In the aforementioned Vogue article, Usher describes the thoughts of Mook, a player of Star-Crossed Myth, whose favorite male hero in the game is Scorpio: “Mook, a 24-year-old living in Bangkok likes ‘fierce, tough-looking’ men, and she is struck by a softness in Scorpio that only she gets to see.” Krentz makes the case that dangerous men are tamed “with courage, intelligence, and gentleness”, just as Mook explains how she comes to view her own relationship to the male characters of Star-Crossed Myth and presumably how she comes to resolve their issues: “When I read their stories, I feel like they are real,” Mook says of her digital suitors. ‘It’s like I understand them.’” Understanding or “making right”, the hero in a romance seems very much the goal of Star-Crossed Myth, which is described on the Voltage Wiki as being a game in which “you are the reincarnation of a goddess and you fall in love with a god who you must help absolve his sin, but he commits another sin by falling in love with you”.

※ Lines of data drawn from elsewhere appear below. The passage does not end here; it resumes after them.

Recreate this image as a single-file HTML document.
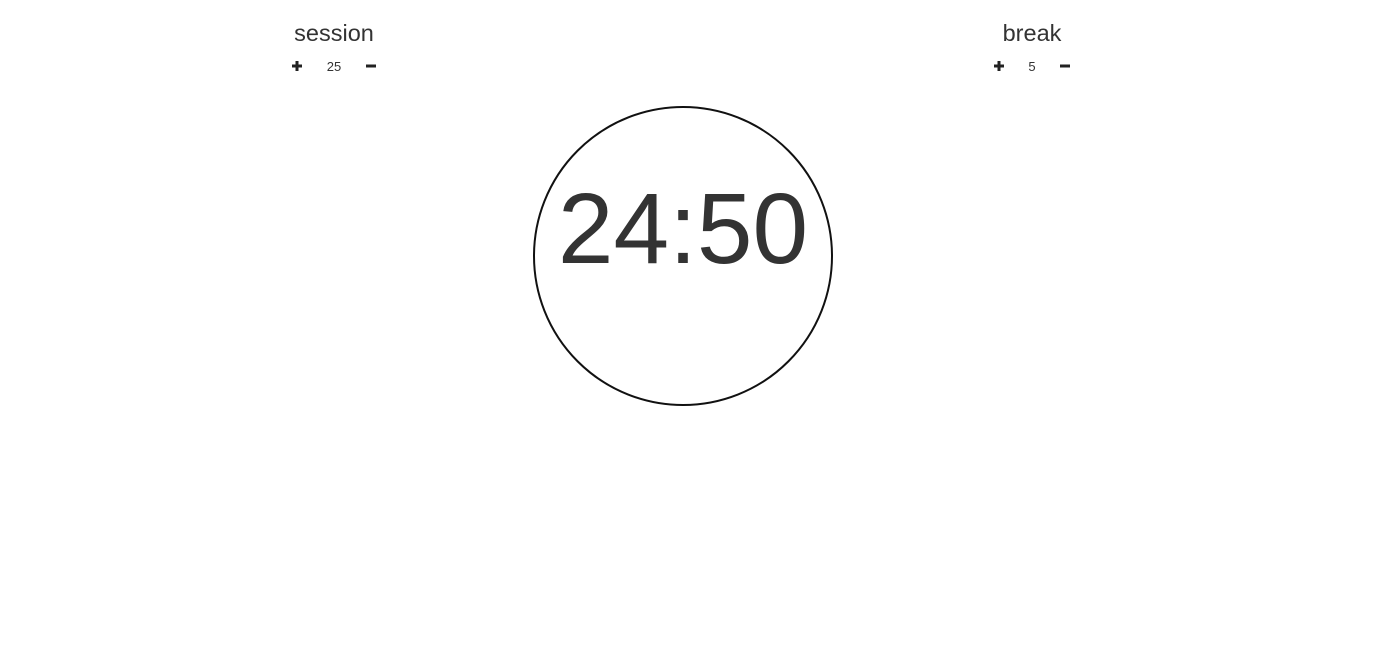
<!DOCTYPE html>
<html><head><style>
body{margin:0;width:1381px;height:665px;background:#fff;font-family:"Liberation Sans",sans-serif;color:#333;position:relative;overflow:hidden}
.lbl{position:absolute;font-size:23.5px;line-height:1;transform:translateX(-50%);top:22px}
.num{position:absolute;font-size:13px;line-height:1;transform:translateX(-50%);top:60px}
.ic{position:absolute;top:60px}
.circle{position:absolute;left:533px;top:106px;width:296px;height:296px;border:2px solid #111;border-radius:50%}
.time{position:absolute;left:683px;top:179px;transform:translateX(-50%);font-size:100px;line-height:1;white-space:nowrap}
</style></head><body>
<div class="lbl" style="left:334px">session</div>
<svg class="ic" style="left:291px" width="12" height="12"><path d="M1 6H11M6 1V11" stroke="#222" stroke-width="3"/></svg>
<div class="num" style="left:334px">25</div>
<svg class="ic" style="left:365px" width="12" height="12"><path d="M1 6H11" stroke="#222" stroke-width="3"/></svg>
<div class="lbl" style="left:1032px">break</div>
<svg class="ic" style="left:993px" width="12" height="12"><path d="M1 6H11M6 1V11" stroke="#222" stroke-width="3"/></svg>
<div class="num" style="left:1032px">5</div>
<svg class="ic" style="left:1059px" width="12" height="12"><path d="M1 6H11" stroke="#222" stroke-width="3"/></svg>
<div class="circle"></div>
<div class="time">24:50</div>
</body></html>
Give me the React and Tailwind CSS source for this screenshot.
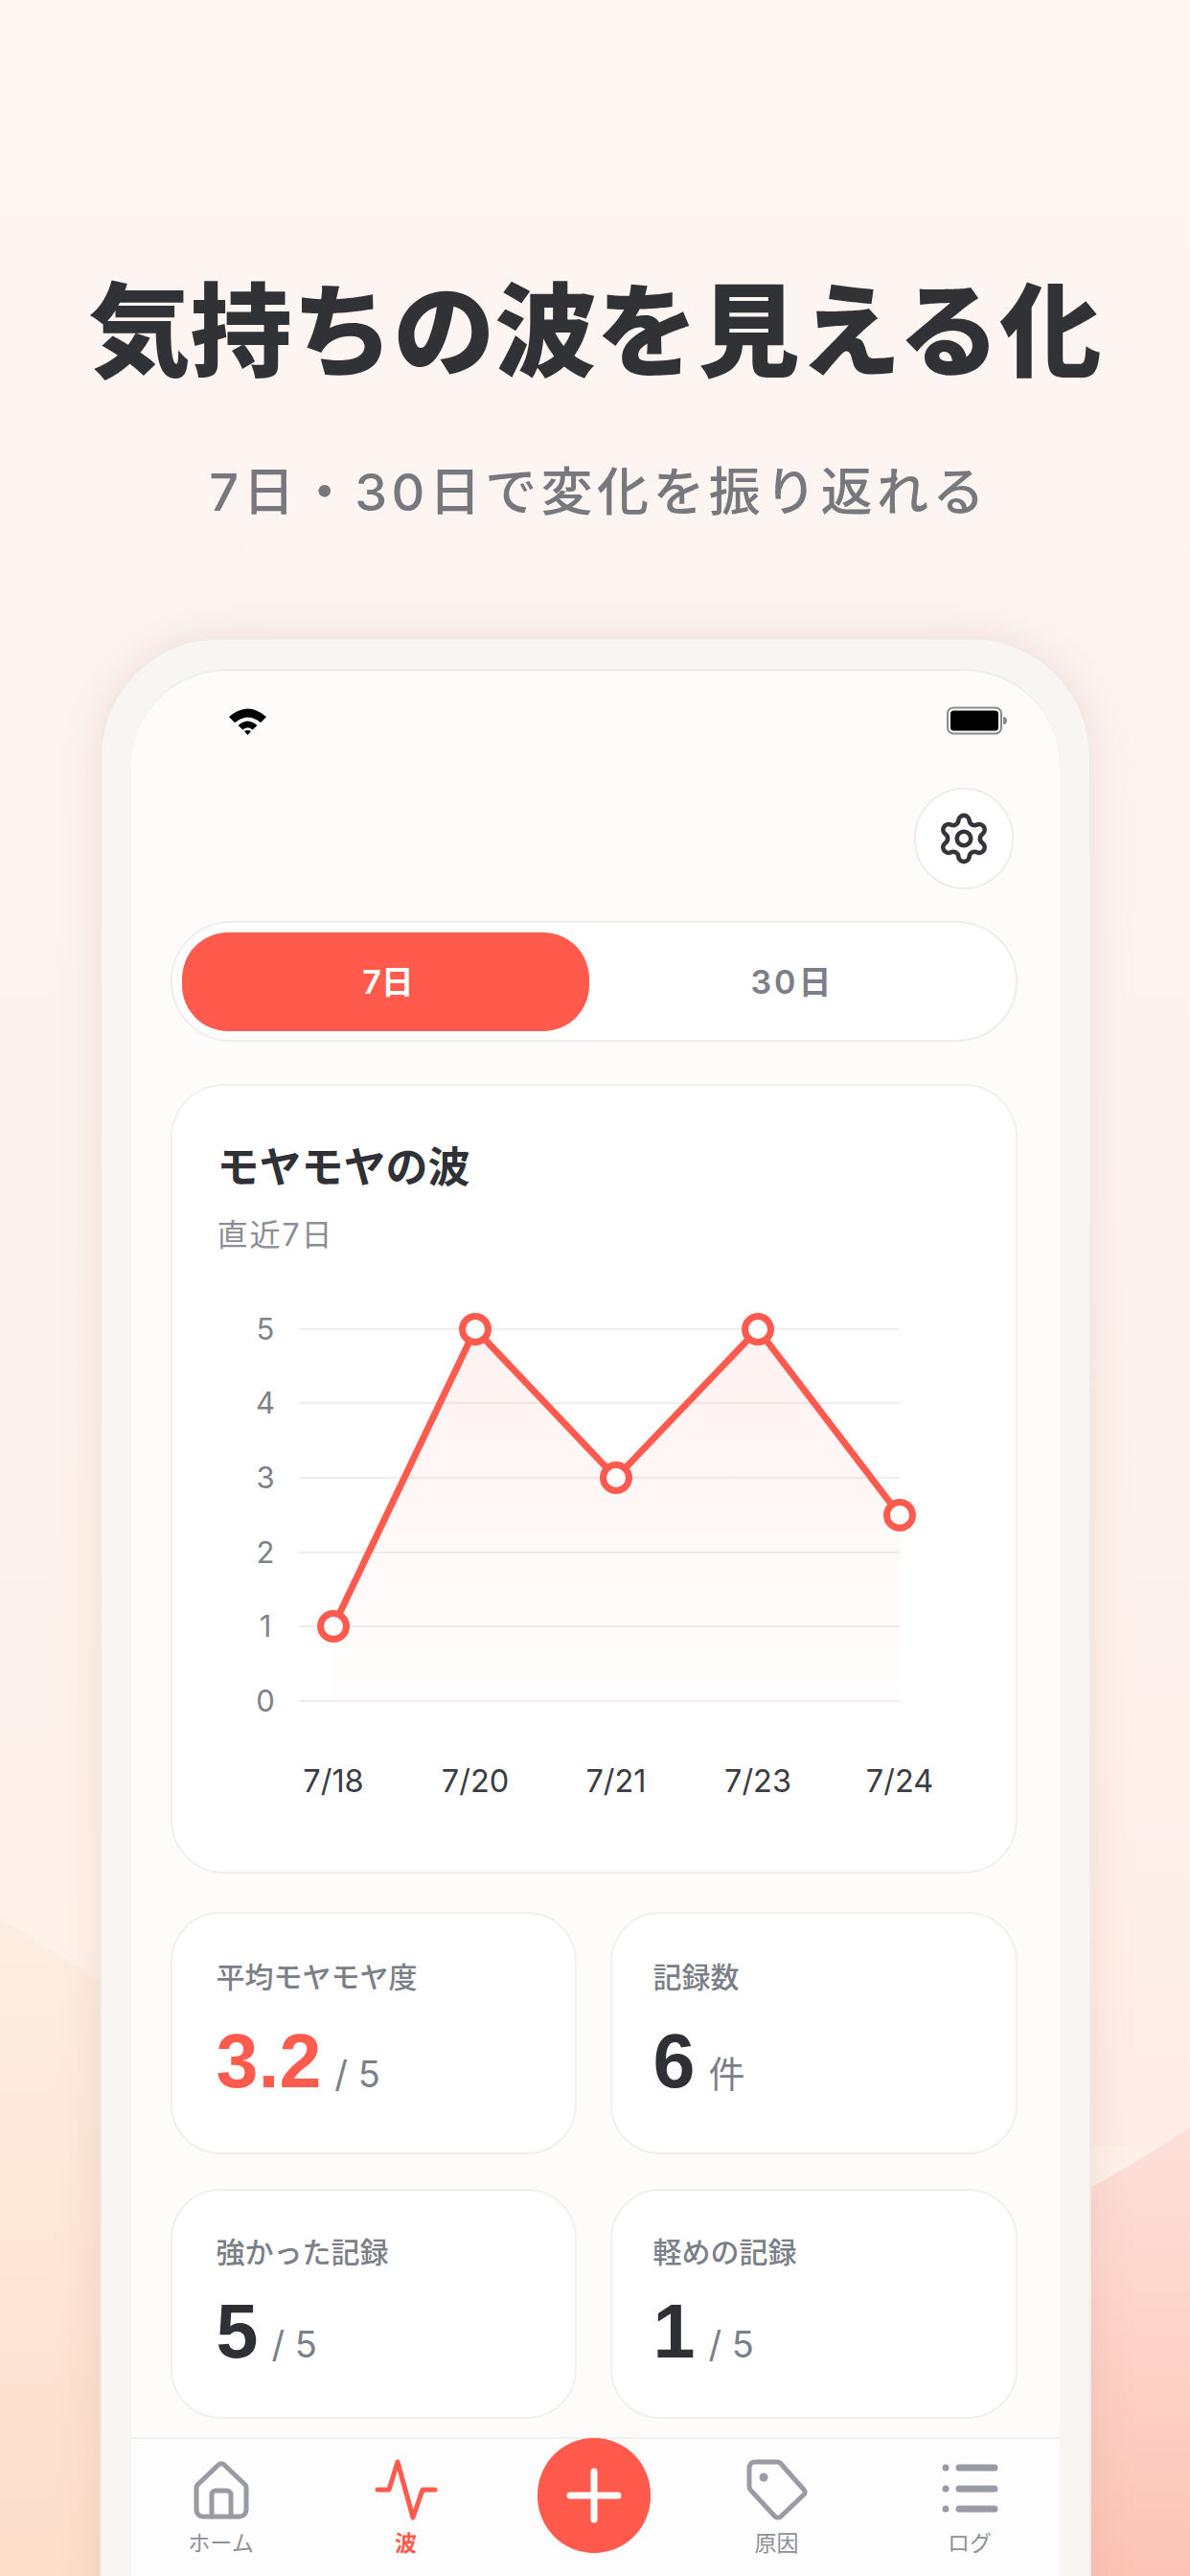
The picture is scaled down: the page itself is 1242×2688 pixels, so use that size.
import React from "react";
import { Settings } from "lucide-react";

const jp = 'font-["Inter","Noto_Sans_CJK_JP",sans-serif]';
const xs = [168, 316, 463, 611, 759];
const ys = [358, 48, 203, 48, 242];
const gy = [48, 125, 203, 281, 358, 436];
const pts = xs.map((x, i) => `${x},${ys[i]}`).join(" ");

function Chart() {
  return (
    <svg width="884" height="560" viewBox="0 0 884 560" className="mt-[30px] block">
      <defs>
        <linearGradient id="area" x1="0" y1="0" x2="0" y2="1">
          <stop offset="0" stopColor="#ff5a4e" stopOpacity="0.08" />
          <stop offset="1" stopColor="#ff5a4e" stopOpacity="0.01" />
        </linearGradient>
      </defs>
      {gy.map((y) => (
        <line key={y} x1="132" x2="759" y1={y} y2={y} stroke="#f1edeb" strokeWidth="2" />
      ))}
      <polygon points={`168,436 ${pts} 759,436`} fill="url(#area)" />
      <polyline points={pts} fill="none" stroke="#ff5a4e" strokeWidth="7" strokeLinejoin="round" />
      {xs.map((x, i) => (
        <circle key={x} cx={x} cy={ys[i]} r="13.5" fill="#fff" stroke="#ff5a4e" strokeWidth="7" />
      ))}
      {["5", "4", "3", "2", "1", "0"].map((t, i) => (
        <text key={t} x="97" y={gy[i] + 11} textAnchor="middle" fontSize="31" fill="#7e828b" fontFamily="Inter, sans-serif">
          {t}
        </text>
      ))}
      {["7/18", "7/20", "7/21", "7/23", "7/24"].map((t, i) => (
        <text key={t} x={xs[i]} y="531" textAnchor="middle" fontSize="32.5" fill="#3b3d43" fontFamily="Inter, sans-serif">
          {t}
        </text>
      ))}
    </svg>
  );
}

function Stat({ label, value, unit, red, h, top, gapTop, left }) {
  return (
    <div className={`${h} rounded-[52px] border-2 border-[#f3efec] bg-white ${left} ${top}`}>
      <div className={`text-[30px] font-medium leading-[40px] text-[#7b7f88] ${jp}`}>{label}</div>
      <div className={`${gapTop} flex items-baseline`}>
        <span className={`font-["Liberation_Sans",sans-serif] text-[79px] font-bold leading-[70px] ${red ? "text-[#ff5a4e]" : "text-[#2e3036]"}`}>
          {value}
        </span>
        <span className={`ml-[14px] text-[38px] leading-[40px] text-[#7b7f88] ${jp}`}>{unit}</span>
      </div>
    </div>
  );
}

function NavItem({ w, extra, label, active, children }) {
  return (
    <div className={`${w} ${extra} flex flex-col items-center`}>
      <div className="flex h-[64px] items-center justify-center">{children}</div>
      <div className={`mt-[9px] text-[23px] leading-[30px] ${jp} ${active ? "font-semibold text-[#ff5a4e]" : "text-[#8f9199]"}`}>
        {label}
      </div>
    </div>
  );
}

export default function App() {
  return (
    <div className="relative h-[2688px] w-[1242px] overflow-hidden bg-[linear-gradient(180deg,#fdf6f3_0%,#fdf3ee_45%,#fef2ea_75%,#feefe8_100%)]">
      <svg className="absolute inset-0" width="1242" height="2688" viewBox="0 0 1242 2688">
        <defs>
          <linearGradient id="wl" x1="0" y1="0" x2="0" y2="1">
            <stop offset="0" stopColor="#fdeee3" />
            <stop offset="1" stopColor="#fddecb" />
          </linearGradient>
          <linearGradient id="wr" x1="0" y1="0" x2="0" y2="1">
            <stop offset="0" stopColor="#fee0d9" />
            <stop offset="1" stopColor="#fcc4b6" />
          </linearGradient>
          <linearGradient id="wt" x1="0" y1="0" x2="0" y2="1">
            <stop offset="0" stopColor="#feeee8" stopOpacity="0" />
            <stop offset="1" stopColor="#feece6" />
          </linearGradient>
        </defs>
        <path d="M1100 1700 H1242 V2240 H1100 Z" fill="url(#wt)" />
        <path d="M0 2001 L200 2128 V2688 H0 Z" fill="url(#wl)" />
        <path d="M1242 2220 Q1190 2255 1100 2304 V2688 H1242 Z" fill="url(#wr)" />
      </svg>

      <div className="relative flex flex-col items-center">
        <h1 className={`pt-[286px] text-[106px] font-black leading-[120px] text-[#303236] ${jp}`}>気持ちの波を見える化</h1>
        <p className={`mt-[73px] pl-[8px] text-[54px] font-medium leading-[70px] tracking-[4.4px] text-[#76787e] ${jp}`}>7日・30日で変化を振り返れる</p>

        <div className="mt-[116px] h-[2100px] w-[1035px] rounded-t-[125px] border-2 border-[#efeae6] bg-[#f8f5f2] px-[31px] pt-[31px] shadow-[0_0_44px_rgba(190,130,110,0.2)]">
          <div className="h-full w-[969px] rounded-t-[100px] border-t-2 border-[#f1ece8] bg-[#fdfcfb]">
            <div className="mt-[37px] flex h-[30px] items-center justify-between pl-[101px] pr-[54px]">
              <svg width="41" height="30" viewBox="0 0 41 30">
                <path d="M1 11 Q20.5 -6 40 11 L34 17 Q20.5 6 7 17 Z" fill="#000" />
                <path d="M10.5 20 Q20.5 11 30.5 20 L25.5 24.5 Q20.5 20 15.5 24.5 Z" fill="#000" />
                <path d="M17 26 Q20.5 24 24 26 L20.5 30 Z" fill="#000" />
              </svg>
              <svg width="64" height="30" viewBox="0 0 64 30">
                <rect x="1" y="1.5" width="56" height="27" rx="6" fill="none" stroke="#8a8a8a" strokeWidth="2" />
                <rect x="4" y="4.5" width="50" height="21" rx="3.5" fill="#000" />
                <path d="M59 11 a4 4 0 0 1 0 8 Z" fill="#8a8a8a" />
              </svg>
            </div>

            <div className="mt-[55px] flex justify-end pr-[48px]">
              <div className="flex h-[106px] w-[104px] items-center justify-center rounded-full border-2 border-[#f1ece9] bg-white">
                <Settings size={58} strokeWidth={1.9} color="#33353b" />
              </div>
            </div>

            <div className="ml-[41px] mt-[33px] flex h-[126px] w-[884px] items-center rounded-full border-2 border-[#f1ece9] bg-white pl-[10px]">
              <div className={`flex h-[103px] w-[425px] items-center justify-center rounded-[48px] bg-[#ff5a4c] pl-[6px] text-[34px] font-semibold text-white ${jp}`}>7日</div>
              <div className={`flex-1 pr-[20px] text-center text-[34px] font-semibold tracking-[3px] text-[#7b7f8a] ${jp}`}>30日</div>
            </div>

            <div className="ml-[41px] mt-[44px] h-[824px] w-[884px] rounded-[56px] border-2 border-[#f3efec] bg-white pt-[57px]">
              <div className={`pl-[47px] text-[44px] font-bold leading-[56px] text-[#2f3136] ${jp}`}>モヤモヤの波</div>
              <div className={`mt-[23px] pl-[47px] text-[32px] leading-[40px] tracking-[2px] text-[#8b8e95] ${jp}`}>直近7日</div>
              <Chart />
            </div>

            <div className="ml-[41px] mt-[40px] grid w-[884px] grid-cols-[424px_425px] gap-x-[35px] gap-y-[36px]">
              <Stat label="平均モヤモヤ度" value="3.2" unit="/ 5" red h="h-[253px]" top="pt-[46px]" gapTop="mt-[33px]" left="pl-[46px]" />
              <Stat label="記録数" value="6" unit="件" h="h-[253px]" top="pt-[46px]" gapTop="mt-[33px]" left="pl-[43px]" />
              <Stat label="強かった記録" value="5" unit="/ 5" h="h-[240px]" top="pt-[44px]" gapTop="mt-[28px]" left="pl-[46px]" />
              <Stat label="軽めの記録" value="1" unit="/ 5" h="h-[240px]" top="pt-[44px]" gapTop="mt-[28px]" left="pl-[43px]" />
            </div>

            <div className="mt-[19px] flex h-[145px] border-t-2 border-[#f3f0ed] bg-[#fefdfd] pt-[21px]">
              <NavItem w="w-[188px]" label="ホーム">
                <svg width="58" height="62" viewBox="0 0 58 62" fill="none" stroke="#999ba4" strokeWidth="5" strokeLinejoin="round" strokeLinecap="round">
                  <path d="M26 5 a4 4 0 0 1 6 0 L53 25 a5 5 0 0 1 2 4 V52 a7 7 0 0 1 -7 7 H10 a7 7 0 0 1 -7 -7 V29 a5 5 0 0 1 2 -4 Z" />
                  <path d="M19 59 V36 a4 4 0 0 1 4 -4 H35 a4 4 0 0 1 4 4 V59" />
                </svg>
              </NavItem>
              <NavItem w="w-[198px]" label="波" active>
                <svg width="66" height="64" viewBox="0 0 66 64" fill="none" stroke="#ff5a4e" strokeWidth="5" strokeLinejoin="round" strokeLinecap="round">
                  <path d="M3 32 H15 L24 3 L40 61 L50 32 H63" />
                </svg>
              </NavItem>
              <div className="relative w-[194px]">
                <div className="absolute left-[38px] top-[-22px] flex h-[120px] w-[118px] items-center justify-center rounded-full bg-[#ff5a4c]">
                  <svg width="58" height="58" viewBox="0 0 58 58" stroke="#fff" strokeWidth="7" strokeLinecap="round">
                    <path d="M29 4 V54 M4 29 H54" />
                  </svg>
                </div>
              </div>
              <NavItem w="w-[188px]" label="原因">
                <svg width="64" height="64" viewBox="0 0 64 64" fill="none" stroke="#999ba4" strokeWidth="5" strokeLinejoin="round">
                  <path d="M9 3 H32 a6 6 0 0 1 5 3 L60 32 a4 4 0 0 1 0 5 L37 59 a5 5 0 0 1 -8 0 L5 33 a6 6 0 0 1 -2 -5 V9 a6 6 0 0 1 6 -6 Z" />
                  <circle cx="18" cy="19" r="4.5" fill="#999ba4" stroke="none" />
                </svg>
              </NavItem>
              <NavItem w="w-[201px]" extra="pl-[14px]" label="ログ">
                <svg width="60" height="64" viewBox="0 0 60 64" stroke="#999ba4" strokeWidth="7" strokeLinecap="round">
                  <path d="M19 9 H56 M19 31 H56 M19 52 H56" />
                  <circle cx="5" cy="9" r="3.5" fill="#999ba4" stroke="none" />
                  <circle cx="5" cy="31" r="3.5" fill="#999ba4" stroke="none" />
                  <circle cx="5" cy="52" r="3.5" fill="#999ba4" stroke="none" />
                </svg>
              </NavItem>
            </div>
          </div>
        </div>
      </div>
    </div>
  );
}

Rather than seeing 21st century women as “choosing virtual boyfriends over real ones”, I see a congruence of thought between the developers of dating sims and apps and the authors of more traditional fictional romances. This type of hero isn’t new, nor is the idea that the resolution of the romance is to civilize a challenging man. What has changed is the audience’s ability to become the heroine that, as Krentz describes, “civilizes him”. Before readers witnessed a woman other than themselves doing this, living the fantasy vicariously. Now they take on the challenge themselves through a medium well suited to challenge, games.

Dating sims and apps may bring a new level of interactivity, or even intimacy, to escapist romance, but they don’t seem so much to me like a response to changing attitudes about sex and relationships. Instead, they seem like a reflection of a much older and quite common fictional tradition of framing relationships as challenging and dangerous activities to participate in. Therein, I think lies the appeal of and excitement produced by these virtual romances, as games and not merely as voyeuristic experiences.